Snap, the owner of messaging app Snapchat, is facing an infringement lawsuit over a trio of patents that protect a system that creates media content based on electronic data.

Virtual Creative Artists filed the lawsuit at the US District Court for the Northern District of  Illinois on Wednesday, July 26, alleging the infringement of US patent numbers 9,501,480; 9,477,665, and 10,339,576.

Snap is a US camera and social media company founded in September 2011 by Evan Spiegel, Bobby Murphy, and Reggie Brown in Santa Monica, California. The company developed technological products and services, most notably Snapchat, Spectacles, and Bitmoji.

Snapchat enables its users to adopt various lenses, filters, and stickers—which allows them to customise their photos and videos in a creative way—and remains one of the most popular social media apps among young people aged between 16 and 24.

The company has  a market cap or net worth of $21.06 billion as of July 16 this year.

Problem-solving invention

The patents at the heart of the lawsuit share the same title: Revenue-Generating Electronic Multi-Media Exchange and Process of Operating Same.

The invention claimed in the patents relates to the field of creating and distributing media content, and in particular creating media content based upon submissions received on an electronic media exchange.

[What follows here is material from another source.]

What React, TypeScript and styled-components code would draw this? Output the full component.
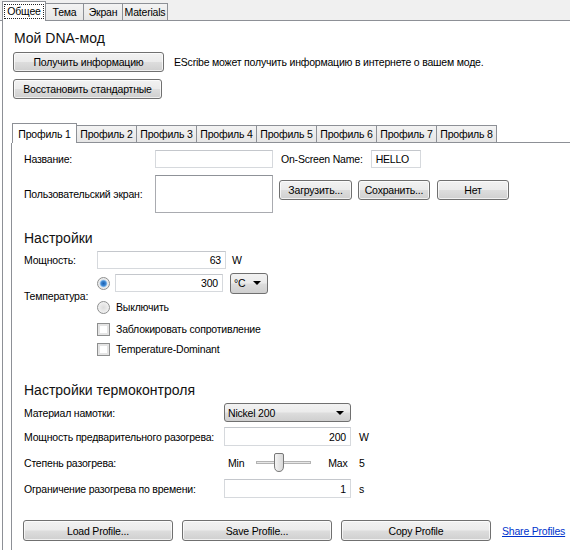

Visual Creative Artists claims that at the the time of the original invention in 1998, there “was an Internet-centric problem that required a technical solution” over how to “develop a computer system that would allow remote contributors of electronic content to share and collaborate their content to develop new media content”.

The claimed invention, it adds, offered a “unique, unconventional, and specially configured combination of ‘subsystems’ in which to address this problem”.

“Each of these subsystems are configured in a very specific (and not generic), unconventional and non-routine manner to offer the novel and non-obvious claimed invention,” says the complaint.

A sophisticated offering

Citing an example, Visual Creative Artists explains how the patents require an “electronic media submissions database”, which is a subsystem that receives media submissions from Internet users.

This involves a scalable database that must be able to receive, store, and manage multiple petabytes of multimedia data received from users all over the world.

Such a sophisticated database management system cannot operate on a generic computing system, but rather requires specialised hardware and software, says the complaint.

The company contends that Snap has been directly infringing the patents-in-suit by using a computer-based system for its Snapchat website and platform to enable the provision of personalised discovery feeds.

Such feeds show users information relating to who they follow and content they have selected, viewed, subscribed to—or positively rated in the past.

Snap currently describes the operation of its system in the following way: “… go to discover, here you’ll find your friends’ stories, as well as shows, content from publishers, and snaps from creators and the community, personalised for you”.

Visual Creative Artists insists that such a functionality would not be possible without the application of its own patented invention, and is seeking a judgment of infringement alongside damages and costs.